Religious conservatives around the country are rallying to the defense of a wedding chapel in north Idaho whose owners don’t want to perform gay marriages.
The mayor of Coeur d’Alene and governor of Idaho are being inundated by hundreds of calls and thousands of emails even though neither has taken any action against the wedding chapel.
The quaint Old West style wedding chapel called the Hitching Post is just across the street from the county courthouse in Coeur d’Alene.
The owners filed a preemptive federal lawsuit against the city right after same-sex marriage became legal in Idaho. Donald and Evelyn Knapp say in court papers that gay marriage is against their religious beliefs. They fear jail time and fines if they turn away a gay couple because Coeur d’Alene has a city ordinance that bars discrimination based on sexual orientation.
City spokesman Keith Erickson says more than 2,300 protest messages have come into the mayor's office.
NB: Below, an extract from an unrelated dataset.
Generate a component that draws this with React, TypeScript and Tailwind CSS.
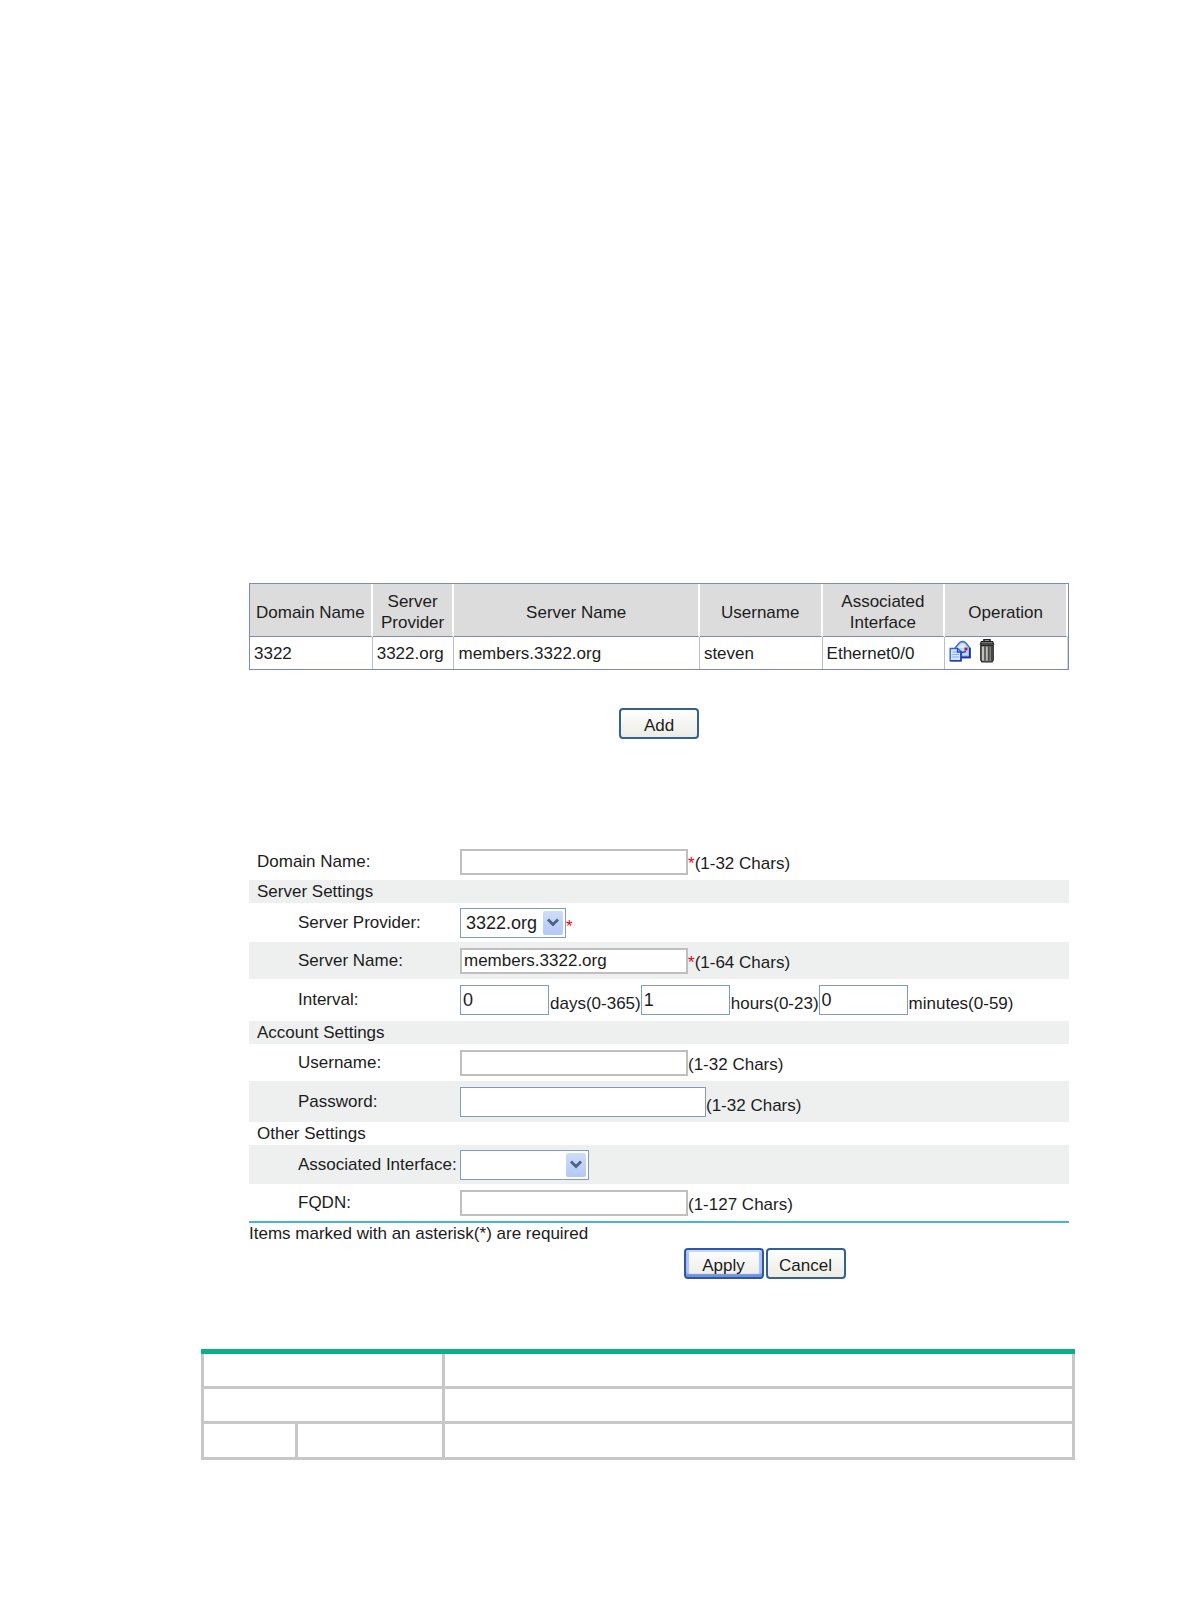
import type { ReactNode } from "react";

const columns = ["Domain Name", "Server Provider", "Server Name", "Username", "Associated Interface", "Operation"];
const record = ["3322", "3322.org", "members.3322.org", "steven", "Ethernet0/0"];

function EditIcon() {
  return (
    <svg viewBox="0 0 22 22" className="size-[22px]" aria-hidden="true">
      <path d="M6 8 L10.5 2.5 Q13.5 0.5 16.5 2.5 L21 8 V17.5 H6 Z" fill="#9fc3f7" stroke="#4668cf" strokeWidth="1.3" />
      <path d="M8 8 L11.5 4 Q13.5 2.5 15.5 4 L19 8 Z" fill="#d8eaff" />
      <path d="M8.5 8 H19.5 V15 H8.5 Z" fill="#bcd8fc" />
      <path d="M8 8.5 L13 12.5 L17 11.5" fill="none" stroke="#2848b8" strokeWidth="1.3" />
      <path d="M12 17.3 H20.8 V8" fill="none" stroke="#1b2f9a" strokeWidth="1.8" />
      <rect x="15.5" y="7.5" width="3" height="3" fill="#b0203c" />
      <path d="M1.2 8.5 H8.5 L12 11.5 V20.7 H1.2 Z" fill="#d2e6ff" stroke="#3c62d0" strokeWidth="1.4" />
      <path d="M3.2 12 H8 M3.2 14.5 H10 M3.2 17 H10" stroke="#86aff0" strokeWidth="1.2" />
      <path d="M12 12 V20.7 H1.5" fill="none" stroke="#2340ac" strokeWidth="1.6" />
      <path d="M8.5 8.5 V12 H12" fill="none" stroke="#2447b5" strokeWidth="1.3" />
    </svg>
  );
}

function TrashIcon() {
  return (
    <svg viewBox="0 0 16 24" className="h-6 w-4" aria-hidden="true">
      <path d="M5 2.2 V0.8 H11 V2.2" fill="none" stroke="#222" strokeWidth="1.6" />
      <path d="M2 2 H14 L15.5 5.8 H0.5 Z" fill="#1d1d1d" />
      <path d="M2.5 3.8 H13.5" stroke="#8c8c88" strokeWidth="1.2" />
      <path d="M1.8 6.5 H14.2 V21 L13 22.8 H3 L1.8 21 Z" fill="#7d7d79" stroke="#262626" strokeWidth="1.3" />
      <path d="M4 7.5 V21.5" stroke="#c9c9c4" strokeWidth="1.8" />
      <path d="M6 7.5 V21.5" stroke="#4a4a48" strokeWidth="1.1" />
      <path d="M7.8 7.5 V21.5" stroke="#c0c0bb" strokeWidth="1.5" />
      <path d="M9.8 7.5 V21.5" stroke="#3a3a38" strokeWidth="1.1" />
      <path d="M12.8 7.5 V21.5" stroke="#3a3a38" strokeWidth="1.3" />
    </svg>
  );
}

function Row({ label, id, size, shaded, top, children }: { label: string; id: string; size: string; shaded?: boolean; top?: boolean; children: ReactNode }) {
  return (
    <div className={`flex items-center ${size} ${shaded ? "bg-[#eef0f0]" : ""}`}>
      <label htmlFor={id} className={`w-[211px] shrink-0 whitespace-nowrap ${top ? "pl-2" : "pl-[49px]"}`}>
        {label}
      </label>
      <div className="flex items-end whitespace-nowrap">{children}</div>
    </div>
  );
}

function Section({ title, shaded }: { title: string; shaded?: boolean }) {
  return <h2 className={`h-[23px] pl-2 leading-6 ${shaded ? "bg-[#eef0f0]" : ""}`}>{title}</h2>;
}

function TextBox({ id, value }: { id: string; value?: string }) {
  return <input id={id} type="text" defaultValue={value} className="h-[26px] w-[228px] border-2 border-[#bfbfbf] bg-white px-0.5 outline-none" />;
}

function NumberBox({ id, value }: { id: string; value: string }) {
  return <input id={id} type="text" defaultValue={value} className="h-[30px] w-[89px] border border-[#7f9db9] bg-white px-0.5 text-lg outline-none" />;
}

function SelectBox({ id, width, options }: { id: string; width: string; options: string[] }) {
  return (
    <div className={`relative ${width}`}>
      <select id={id} className="block h-[30px] w-full appearance-none border border-[#7f9db9] bg-white pl-[5px] text-lg leading-7 outline-none">
        {options.map((option) => (
          <option key={option}>{option}</option>
        ))}
      </select>
      <span className="pointer-events-none absolute inset-y-[3px] right-[3px] flex w-5 items-center justify-center rounded-xs bg-linear-to-b from-[#cfdcfb] to-[#b4c8f6]">
        <svg viewBox="0 0 12 9" className="h-[9px] w-3" aria-hidden="true">
          <path d="M1 1.5 L6 6.5 L11 1.5" fill="none" stroke="#4d6185" strokeWidth="2.8" />
        </svg>
      </span>
    </div>
  );
}

function Button({ children, primary }: { children: string; primary?: boolean }) {
  return (
    <button
      type="button"
      className={`h-[31px] w-20 rounded border-2 bg-linear-to-b from-white to-[#ecebe4] pt-1 leading-5 ${
        primary
          ? "border-[#2f57a0] shadow-[inset_0_2px_1px_#c3d6fb,inset_0_-3px_1px_#6f93e4,inset_3px_0_1px_#a9c3f5,inset_-3px_0_1px_#a9c3f5]"
          : "border-[#33628f]"
      }`}
    >
      {children}
    </button>
  );
}

function Star() {
  return <span className="text-[#f00018]">*</span>;
}

export default function App() {
  return (
    <main className="min-h-screen bg-white pt-[583px] pr-[115px] pb-[156px] pl-[201px] font-['Liberation_Sans',Arial,sans-serif] text-[17px] leading-[22px] text-[#1c1c1c]">
      <div className="mr-1.5 ml-12">
        <table className="w-full table-fixed border-separate border-spacing-0 border border-[#7d88bd]">
          <colgroup>
            <col className="w-[15%]" />
            <col className="w-[10%]" />
            <col className="w-[30%]" />
            <col className="w-[15%]" />
            <col className="w-[15%]" />
            <col className="w-[15%]" />
          </colgroup>
          <thead>
            <tr className="h-[53px] bg-[#dcdcdc]">
              {columns.map((name) => (
                <th key={name} scope="col" className="border-r-2 border-b border-r-white border-b-[#7d88bd] p-0 pt-1 leading-[21px] font-normal">
                  {name}
                </th>
              ))}
            </tr>
          </thead>
          <tbody>
            <tr className="h-8">
              {record.map((text) => (
                <td key={text} className="border-r border-[#b9bcd8] p-0 pt-0.5 pl-1 whitespace-nowrap">
                  {text}
                </td>
              ))}
              <td className="border-r border-[#d4d6e8] p-0 pl-1">
                <div className="flex items-center gap-2 pb-1">
                  <button type="button" aria-label="Edit">
                    <EditIcon />
                  </button>
                  <button type="button" aria-label="Delete">
                    <TrashIcon />
                  </button>
                </div>
              </td>
            </tr>
          </tbody>
        </table>

        <div className="mt-[38px] flex justify-center">
          <Button>Add</Button>
        </div>

        <form className="mt-[104px]">
          <div className="border-b-2 border-[#45b4dc]">
            <Row label="Domain Name:" id="domain" size="h-[37px]" top>
              <TextBox id="domain" />
              <Star />
              <span>(1-32 Chars)</span>
            </Row>
            <Section title="Server Settings" shaded />
            <Row label="Server Provider:" id="provider" size="h-[39px]">
              <SelectBox id="provider" width="w-[106px]" options={["3322.org"]} />
              <Star />
            </Row>
            <Row label="Server Name:" id="server" size="h-[37px]" shaded>
              <TextBox id="server" value="members.3322.org" />
              <Star />
              <span>(1-64 Chars)</span>
            </Row>
            <Row label="Interval:" id="days" size="h-[42px]">
              <NumberBox id="days" value="0" />
              <label htmlFor="days" className="pl-px">days(0-365)</label>
              <NumberBox id="hours" value="1" />
              <label htmlFor="hours" className="pl-px">hours(0-23)</label>
              <NumberBox id="minutes" value="0" />
              <label htmlFor="minutes" className="pl-px">minutes(0-59)</label>
            </Row>
            <Section title="Account Settings" shaded />
            <Row label="Username:" id="username" size="h-[37px]">
              <TextBox id="username" />
              <span>(1-32 Chars)</span>
            </Row>
            <Row label="Password:" id="password" size="h-[41px]" shaded>
              <input id="password" type="password" className="h-[30px] w-[246px] border border-[#7f9db9] bg-white px-0.5 outline-none" />
              <span>(1-32 Chars)</span>
            </Row>
            <Section title="Other Settings" />
            <Row label="Associated Interface:" id="interface" size="h-[39px]" shaded>
              <SelectBox id="interface" width="w-[129px]" options={[""]} />
            </Row>
            <Row label="FQDN:" id="fqdn" size="h-[37px]">
              <TextBox id="fqdn" />
              <span>(1-127 Chars)</span>
            </Row>
          </div>
          <p>Items marked with an asterisk(*) are required</p>
          <div className="mt-[3px] flex justify-center gap-0.5 pl-[211px]">
            <Button primary>Apply</Button>
            <Button>Cancel</Button>
          </div>
        </form>
      </div>

      <div className="mt-[70px] border-t-[5px] border-[#0bb08a]">
        <table className="w-full table-fixed border-separate border-spacing-0 border-l-3 border-[#c7c7c7]">
          <colgroup>
            <col className="w-[94px]" />
            <col className="w-[147px]" />
            <col />
          </colgroup>
          <tbody>
            <tr className="h-[35px]">
              <td colSpan={2} className="border-r-3 border-b-3 border-[#c7c7c7] p-0" />
              <td className="border-r-3 border-b-3 border-[#c7c7c7] p-0" />
            </tr>
            <tr className="h-[35px]">
              <td colSpan={2} className="border-r-3 border-b-3 border-[#c7c7c7] p-0" />
              <td className="border-r-3 border-b-3 border-[#c7c7c7] p-0" />
            </tr>
            <tr className="h-9">
              <td className="border-r-3 border-b-3 border-[#c7c7c7] p-0" />
              <td className="border-r-3 border-b-3 border-[#c7c7c7] p-0" />
              <td className="border-r-3 border-b-3 border-[#c7c7c7] p-0" />
            </tr>
          </tbody>
        </table>
      </div>
    </main>
  );
}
But Erickson says the city has not cited the Hitching Post.
“The city has no intention to take action,” he said. “I mean nobody's complained or filed a formal inquiry into why are they denying same-sex marriages.”
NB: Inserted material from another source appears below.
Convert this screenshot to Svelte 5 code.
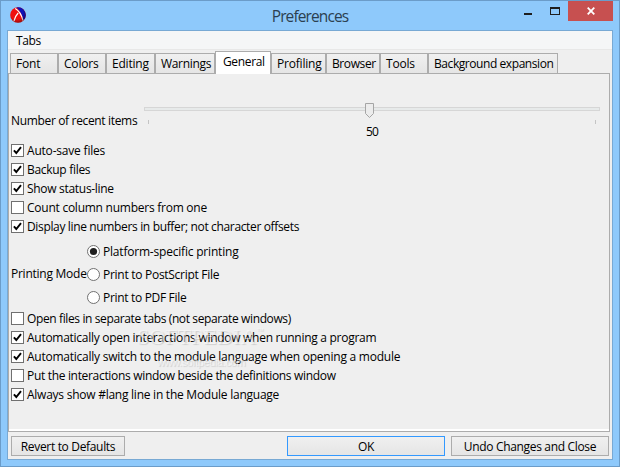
<script lang="ts">
  type Tab = { label: string; width: number; tracking?: number };
  type Option = { label: string; checked: boolean; tracking?: number };

  const tabs: Tab[] = [
    { label: 'Font', width: 48 },
    { label: 'Colors', width: 48 },
    { label: 'Editing', width: 49 },
    { label: 'Warnings', width: 60, tracking: -0.32 },
    { label: 'General', width: 56, tracking: -0.35 },
    { label: 'Profiling', width: 55 },
    { label: 'Browser', width: 54, tracking: -0.4 },
    { label: 'Tools', width: 48 },
    { label: 'Background expansion', width: 130, tracking: -0.43 },
  ];

  let activeTab = $state('General');
  let printingMode = $state('Platform-specific printing');

  let fileOptions: Option[] = $state([
    { label: 'Auto-save files', checked: true },
    { label: 'Backup files', checked: true, tracking: -0.3 },
    { label: 'Show status-line', checked: true, tracking: -0.3 },
    { label: 'Count column numbers from one', checked: false, tracking: -0.25 },
    { label: 'Display line numbers in buffer; not character offsets', checked: true, tracking: -0.35 },
  ]);

  let windowOptions: Option[] = $state([
    { label: 'Open files in separate tabs (not separate windows)', checked: false, tracking: -0.38 },
    { label: 'Automatically open interactions window when running a program', checked: true, tracking: -0.28 },
    { label: 'Automatically switch to the module language when opening a module', checked: true, tracking: -0.24 },
    { label: 'Put the interactions window beside the definitions window', checked: false, tracking: -0.32 },
    { label: 'Always show #lang line in the Module language', checked: true, tracking: -0.25 },
  ]);

  const printingModes = [
    { label: 'Platform-specific printing', tracking: -0.2 },
    { label: 'Print to PostScript File', tracking: -0.28 },
    { label: 'Print to PDF File', tracking: -0.32 },
  ];
</script>

{#snippet checkList(options: Option[])}
  <div class="checks">
    {#each options as option (option.label)}
      <button class="check" role="checkbox" aria-checked={option.checked} onclick={() => (option.checked = !option.checked)}>
        <svg width="13" height="13" viewBox="0 0 13 13">
          <rect x="0.5" y="0.5" width="12" height="12" fill="#fff" stroke="#707070" />
          {#if option.checked}
            <path d="M2.9 6.3L5.3 9L10 3.1" fill="none" stroke="#000" stroke-width="1.9" />
          {/if}
        </svg>
        <span style="letter-spacing: {option.tracking ?? -0.2}px">{option.label}</span>
      </button>
    {/each}
  </div>
{/snippet}

<div class="window">
  <header>
    <svg class="logo" width="16" height="16" viewBox="0 0 16 16">
      <defs>
        <radialGradient id="shade" cx="42%" cy="38%" r="65%">
          <stop offset="60%" stop-color="#000" stop-opacity="0" />
          <stop offset="100%" stop-color="#000" stop-opacity="0.4" />
        </radialGradient>
      </defs>
      <circle cx="8" cy="8" r="7.8" fill="#f01010" />
      <path d="M6.5 0.4A7.8 7.8 0 0 1 13.6 13.3C12.3 8.5 10.5 3.8 6.5 0.4z" fill="#1010b8" />
      <path d="M5.2 1.5C9 3.5 11.7 8.5 13 13.6M8.2 6C6.2 8 4.8 10.8 4 14" fill="none" stroke="#fff" stroke-width="1.2" />
      <circle cx="8" cy="8" r="7.8" fill="url(#shade)" />
    </svg>
    <h1>Preferences</h1>
    <div class="controls">
      <button class="minimize" aria-label="Minimize">
        <svg width="8" height="2"><rect width="8" height="2" fill="#1e1e1e" /></svg>
      </button>
      <button class="maximize" aria-label="Maximize">
        <svg width="10" height="8" viewBox="0 0 10 8">
          <path d="M0 0h10v8H0zM1 2v5h8V2z" fill="#1e1e1e" fill-rule="evenodd" />
        </svg>
      </button>
      <button class="close" aria-label="Close">
        <svg width="8" height="8" viewBox="0 0 8 8">
          <path d="M0.7 0.7l6.6 6.6M7.3 0.7L0.7 7.3" stroke="#fff" stroke-width="1.8" />
        </svg>
      </button>
    </div>
  </header>

  <main>
    <nav>Tabs</nav>

    <div class="tabs" role="tablist">
      {#each tabs as tab (tab.label)}
        <button
          class="tab"
          class:active={activeTab === tab.label}
          role="tab"
          aria-selected={activeTab === tab.label}
          style="width: {tab.width}px; letter-spacing: {tab.tracking ?? -0.2}px"
          onclick={() => (activeTab = tab.label)}
        >{tab.label}</button>
      {/each}
    </div>

    <section class="panel">
      <div class="recent">
        <span class="recent-label">Number of recent items</span>
        <div class="slider">
          <div class="track">
            <svg class="thumb" width="9" height="15" viewBox="0 0 9 15">
              <path d="M0.5 0.5h8v10l-4 4l-4-4z" fill="#ececec" stroke="#a5a5a5" />
            </svg>
          </div>
          <div class="ticks"><i></i><i></i></div>
          <div class="value">50</div>
        </div>
      </div>

      {@render checkList(fileOptions)}

      <div class="printing">
        <span class="printing-label">Printing Mode</span>
        <div class="radios" role="radiogroup">
          {#each printingModes as mode (mode.label)}
            <button
              class="radio"
              role="radio"
              aria-checked={printingMode === mode.label}
              onclick={() => (printingMode = mode.label)}
            >
              <svg width="13" height="13" viewBox="0 0 13 13">
                <circle cx="6.5" cy="6.5" r="6" fill="#fff" stroke="#707070" />
                {#if printingMode === mode.label}
                  <circle cx="6.5" cy="6.5" r="3.6" fill="#1e1e1e" />
                {/if}
              </svg>
              <span style="letter-spacing: {mode.tracking}px">{mode.label}</span>
            </button>
          {/each}
        </div>
      </div>

      {@render checkList(windowOptions)}
    </section>

    <footer>
      <button class="push revert">Revert to Defaults</button>
      <button class="push ok">OK</button>
      <button class="push undo">Undo Changes and Close</button>
    </footer>
  </main>

  <div class="watermark" aria-hidden="true">
    <div class="brand">SOFTPEDIA<sup>™</sup></div>
    <div class="site">www.softpedia.com</div>
  </div>
</div>

<style>
  :global(body) {
    margin: 0;
  }

  .window {
    position: relative;
    display: flex;
    flex-direction: column;
    box-sizing: border-box;
    width: 620px;
    height: 467px;
    padding: 0 6px 6px;
    border: 1px solid #6b9cc9;
    background: #8ec9fb;
    color: #000;
    font: 12px/15px 'Open Sans', 'Noto Sans', sans-serif;
    letter-spacing: -0.2px;
    white-space: nowrap;
  }

  button {
    margin: 0;
    padding: 0;
    border: 0;
    background: none;
    color: inherit;
    font: inherit;
    letter-spacing: inherit;
  }

  svg {
    display: block;
    flex: none;
  }

  header {
    display: grid;
    grid-template-columns: 99px 1fr 99px;
    height: 29px;
  }

  .logo {
    margin: 6px 0 0 3px;
  }

  h1 {
    margin: 4px 0 0;
    color: #2b3f50;
    font-size: 15.5px;
    font-weight: 400;
    line-height: 22px;
    letter-spacing: -0.9px;
    text-align: center;
  }

  .controls {
    display: flex;
    align-items: flex-start;
  }

  .minimize {
    margin: 12px 18px 0 10px;
  }

  .maximize {
    margin: 6px 8px 0 0;
  }

  .close {
    display: flex;
    align-items: center;
    justify-content: center;
    width: 45px;
    height: 20px;
    background: #c75050;
  }

  main {
    display: flex;
    flex: 1;
    flex-direction: column;
    border: 1px solid #78a9d4;
    background: #efefef;
  }

  nav {
    height: 18px;
    padding-left: 8px;
    border-bottom: 1px solid #e8e8e8;
    background: #f5f6f7;
    line-height: 19px;
    letter-spacing: -0.4px;
  }

  .tabs {
    display: flex;
    align-items: flex-end;
    height: 23px;
    padding-left: 2px;
  }

  .tab {
    box-sizing: border-box;
    height: 20px;
    padding: 0 0 0 5px;
    border: 1px solid #acacac;
    border-bottom: 0;
    background: linear-gradient(#f0f0f0, #e5e5e5);
    text-align: left;
  }

  .tab.active {
    z-index: 1;
    height: 23px;
    margin-bottom: -1px;
    padding: 0 0 3px 7px;
    background: #fff;
  }

  .panel {
    box-sizing: border-box;
    width: 602px;
    height: 359px;
    padding: 29px 9px 0 2px;
    border: 1px solid #acacac;
    box-shadow: inset 0 -2px #fff;
  }

  .recent {
    display: flex;
    justify-content: space-between;
    height: 38px;
  }

  .recent-label {
    margin-top: 10px;
    letter-spacing: -0.34px;
  }

  .slider {
    width: 456px;
    padding-top: 4px;
  }

  .track {
    box-sizing: border-box;
    height: 4px;
    border: 1px solid #d6d6d6;
    background: #e7eaea;
  }

  .thumb {
    position: relative;
    top: -5px;
    left: 220px;
  }

  .ticks {
    display: flex;
    justify-content: space-between;
    padding: 9px 4px 0;
  }

  .ticks i {
    width: 1px;
    height: 4px;
    background: #c4c4c4;
  }

  .value {
    padding-left: 222px;
    letter-spacing: -0.9px;
  }

  .checks {
    display: flex;
    flex-direction: column;
  }

  .check {
    display: flex;
    align-items: center;
    gap: 3px;
    height: 19px;
  }

  .printing {
    display: flex;
    align-items: center;
    box-sizing: border-box;
    height: 73px;
    padding-top: 4px;
  }

  .printing-label {
    width: 76px;
    margin-bottom: 3px;
    letter-spacing: -0.25px;
  }

  .radio {
    display: flex;
    align-items: center;
    gap: 3px;
    height: 23px;
  }

  footer {
    display: flex;
    padding: 4px 3px 0;
  }

  .push {
    box-sizing: border-box;
    height: 20px;
    border: 1px solid #acacac;
    background: linear-gradient(#f0f0f0, #e5e5e5);
    line-height: 17px;
    letter-spacing: -0.33px;
  }

  .revert {
    width: 114px;
  }

  .ok {
    width: 158px;
    margin: 0 6px 0 auto;
    border-color: #3399ff;
  }

  .undo {
    width: 158px;
  }

  .watermark {
    position: absolute;
    top: 323px;
    left: 136px;
    color: rgba(255, 255, 255, 0.5);
    text-shadow: 1px 1px 1px rgba(0, 0, 0, 0.14);
    pointer-events: none;
  }

  .brand {
    font: 22px/26px 'Liberation Serif', serif;
    letter-spacing: 0.1px;
  }

  .brand sup {
    font-size: 7px;
    line-height: 0;
    vertical-align: 11px;
  }

  .site {
    padding: 4px 0 0 20px;
    font: 11px/16px 'Liberation Sans', sans-serif;
    letter-spacing: -0.4px;
  }
</style>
This case brings up the same issues as other disputes involving a flower shop in Washington and a bakery in Oregon that refused to provide services for same-sex weddings. The couple that owns the Hitching Post are both ordained ministers, so they might qualify for exemption, but that is complicated by the fact their wedding chapel is a for-profit business.
Both the city anti-discrimination laws in Idaho and the state laws in Oregon and Washington exempt religious institutions. But Coeur d'Alene's city attorney has said that only applies to religious non-profits.
Coeur d’Alene’s ordinance also says it must be applied "in a manner consistent with First Amendment jurisprudence regarding the freedom of speech and exercise of religion.”
The owners of the Hitching Post say they’ve received two calls from gay couples since same-sex marriage took effect by court order in Idaho. Attorneys for the owners of the Hitching Post have asked the federal court for a temporary restraining order against the city.
Donald and Evelyn Knapp's lawyers said the couple shouldn’t have to choose between their business and their religious convictions.
Coeur d’Alene is one of eight Idaho cities that have passed anti-discrimination laws that protect sexual orientation.